*EXTRACTED INFORMATION*
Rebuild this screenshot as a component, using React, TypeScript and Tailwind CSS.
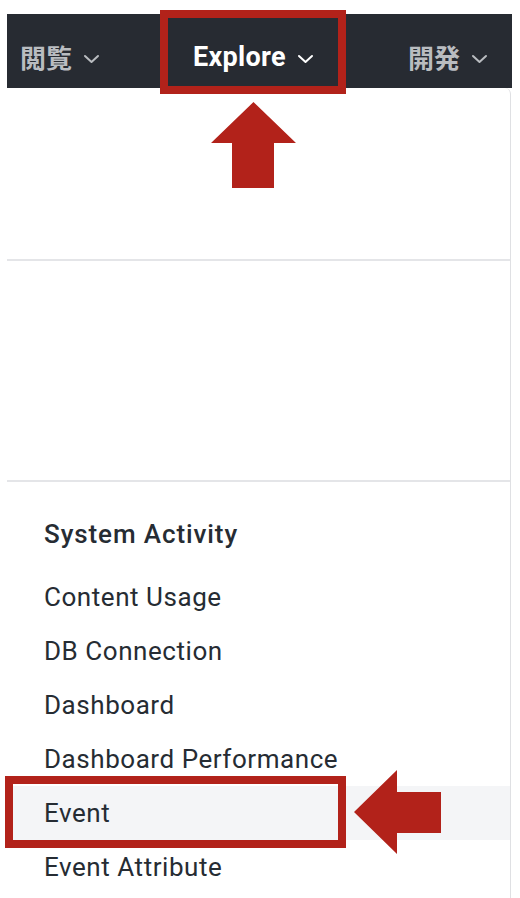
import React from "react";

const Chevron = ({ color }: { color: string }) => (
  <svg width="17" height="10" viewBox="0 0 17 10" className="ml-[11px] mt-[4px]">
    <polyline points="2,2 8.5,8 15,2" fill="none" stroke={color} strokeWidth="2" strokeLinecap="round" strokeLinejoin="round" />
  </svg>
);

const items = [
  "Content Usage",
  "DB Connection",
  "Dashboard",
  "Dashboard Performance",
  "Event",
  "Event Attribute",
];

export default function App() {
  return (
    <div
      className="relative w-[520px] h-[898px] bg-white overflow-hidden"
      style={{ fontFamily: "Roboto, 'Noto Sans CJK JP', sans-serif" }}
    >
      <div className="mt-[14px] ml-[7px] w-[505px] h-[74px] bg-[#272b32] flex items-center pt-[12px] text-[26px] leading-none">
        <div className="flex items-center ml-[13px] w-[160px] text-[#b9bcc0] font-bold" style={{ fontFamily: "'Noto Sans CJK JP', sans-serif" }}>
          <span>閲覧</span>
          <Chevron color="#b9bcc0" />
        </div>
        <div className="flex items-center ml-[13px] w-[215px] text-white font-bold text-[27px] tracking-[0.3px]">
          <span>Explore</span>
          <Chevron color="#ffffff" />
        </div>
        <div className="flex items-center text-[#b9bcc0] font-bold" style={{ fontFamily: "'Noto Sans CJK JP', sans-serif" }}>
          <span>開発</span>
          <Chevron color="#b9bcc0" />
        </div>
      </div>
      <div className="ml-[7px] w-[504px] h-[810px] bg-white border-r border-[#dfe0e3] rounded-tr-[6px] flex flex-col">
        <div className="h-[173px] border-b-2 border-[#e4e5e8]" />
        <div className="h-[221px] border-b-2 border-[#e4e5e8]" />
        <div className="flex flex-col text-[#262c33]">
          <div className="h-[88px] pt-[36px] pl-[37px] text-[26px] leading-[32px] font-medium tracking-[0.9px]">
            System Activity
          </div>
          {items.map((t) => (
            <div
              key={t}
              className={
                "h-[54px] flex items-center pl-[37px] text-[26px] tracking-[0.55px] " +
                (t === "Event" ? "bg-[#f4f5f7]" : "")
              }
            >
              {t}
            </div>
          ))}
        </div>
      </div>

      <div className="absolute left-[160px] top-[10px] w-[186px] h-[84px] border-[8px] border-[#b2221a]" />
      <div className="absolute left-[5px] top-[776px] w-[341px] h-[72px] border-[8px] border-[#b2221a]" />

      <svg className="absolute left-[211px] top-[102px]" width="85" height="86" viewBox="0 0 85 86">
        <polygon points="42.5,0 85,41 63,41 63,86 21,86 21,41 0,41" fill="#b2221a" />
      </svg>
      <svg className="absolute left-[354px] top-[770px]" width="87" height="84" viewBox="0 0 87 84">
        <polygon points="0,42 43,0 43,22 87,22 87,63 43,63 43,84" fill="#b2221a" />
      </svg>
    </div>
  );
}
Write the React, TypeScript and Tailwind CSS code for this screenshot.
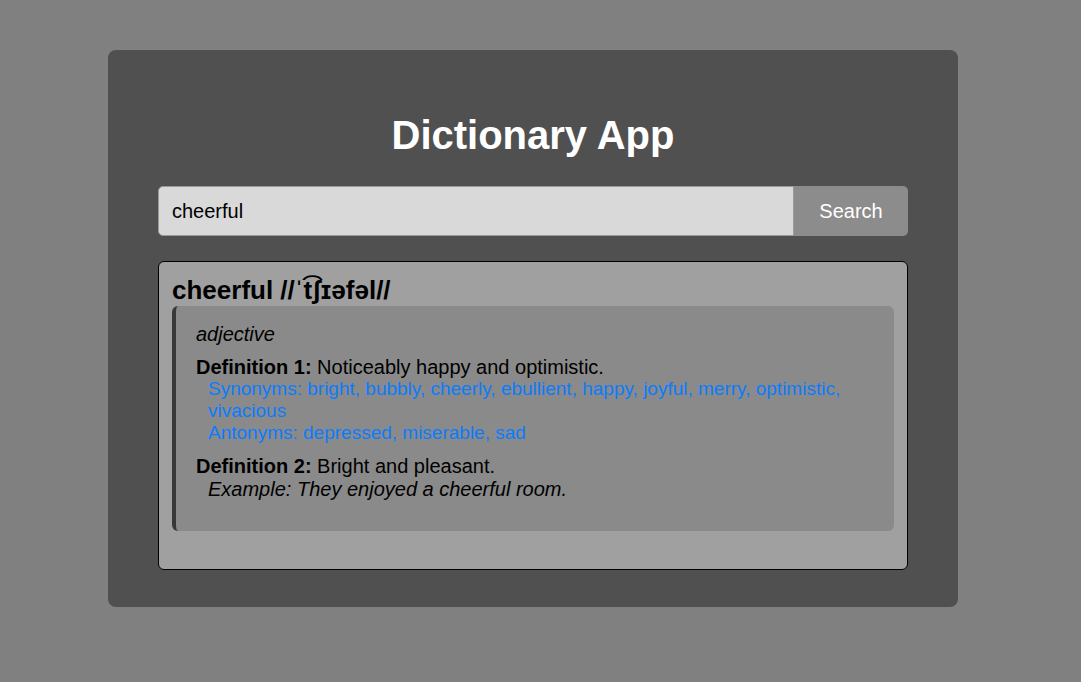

*EXERCISE INSTRUCTIONS*
Transcribe every record above exactly, leaving out the pictures.

*RESPONSE BELOW*
Rebuild this screenshot as a component, using React, TypeScript and Tailwind CSS.
import React from "react";

const Chevron = ({ color }: { color: string }) => (
  <svg width="17" height="10" viewBox="0 0 17 10" className="ml-[11px] mt-[4px]">
    <polyline points="2,2 8.5,8 15,2" fill="none" stroke={color} strokeWidth="2" strokeLinecap="round" strokeLinejoin="round" />
  </svg>
);

const items = [
  "Content Usage",
  "DB Connection",
  "Dashboard",
  "Dashboard Performance",
  "Event",
  "Event Attribute",
];

export default function App() {
  return (
    <div
      className="relative w-[520px] h-[898px] bg-white overflow-hidden"
      style={{ fontFamily: "Roboto, 'Noto Sans CJK JP', sans-serif" }}
    >
      <div className="mt-[14px] ml-[7px] w-[505px] h-[74px] bg-[#272b32] flex items-center pt-[12px] text-[26px] leading-none">
        <div className="flex items-center ml-[13px] w-[160px] text-[#b9bcc0] font-bold" style={{ fontFamily: "'Noto Sans CJK JP', sans-serif" }}>
          <span>閲覧</span>
          <Chevron color="#b9bcc0" />
        </div>
        <div className="flex items-center ml-[13px] w-[215px] text-white font-bold text-[27px] tracking-[0.3px]">
          <span>Explore</span>
          <Chevron color="#ffffff" />
        </div>
        <div className="flex items-center text-[#b9bcc0] font-bold" style={{ fontFamily: "'Noto Sans CJK JP', sans-serif" }}>
          <span>開発</span>
          <Chevron color="#b9bcc0" />
        </div>
      </div>
      <div className="ml-[7px] w-[504px] h-[810px] bg-white border-r border-[#dfe0e3] rounded-tr-[6px] flex flex-col">
        <div className="h-[173px] border-b-2 border-[#e4e5e8]" />
        <div className="h-[221px] border-b-2 border-[#e4e5e8]" />
        <div className="flex flex-col text-[#262c33]">
          <div className="h-[88px] pt-[36px] pl-[37px] text-[26px] leading-[32px] font-medium tracking-[0.9px]">
            System Activity
          </div>
          {items.map((t) => (
            <div
              key={t}
              className={
                "h-[54px] flex items-center pl-[37px] text-[26px] tracking-[0.55px] " +
                (t === "Event" ? "bg-[#f4f5f7]" : "")
              }
            >
              {t}
            </div>
          ))}
        </div>
      </div>

      <div className="absolute left-[160px] top-[10px] w-[186px] h-[84px] border-[8px] border-[#b2221a]" />
      <div className="absolute left-[5px] top-[776px] w-[341px] h-[72px] border-[8px] border-[#b2221a]" />

      <svg className="absolute left-[211px] top-[102px]" width="85" height="86" viewBox="0 0 85 86">
        <polygon points="42.5,0 85,41 63,41 63,86 21,86 21,41 0,41" fill="#b2221a" />
      </svg>
      <svg className="absolute left-[354px] top-[770px]" width="87" height="84" viewBox="0 0 87 84">
        <polygon points="0,42 43,0 43,22 87,22 87,63 43,63 43,84" fill="#b2221a" />
      </svg>
    </div>
  );
}
Write the React, TypeScript and Tailwind CSS code for this screenshot.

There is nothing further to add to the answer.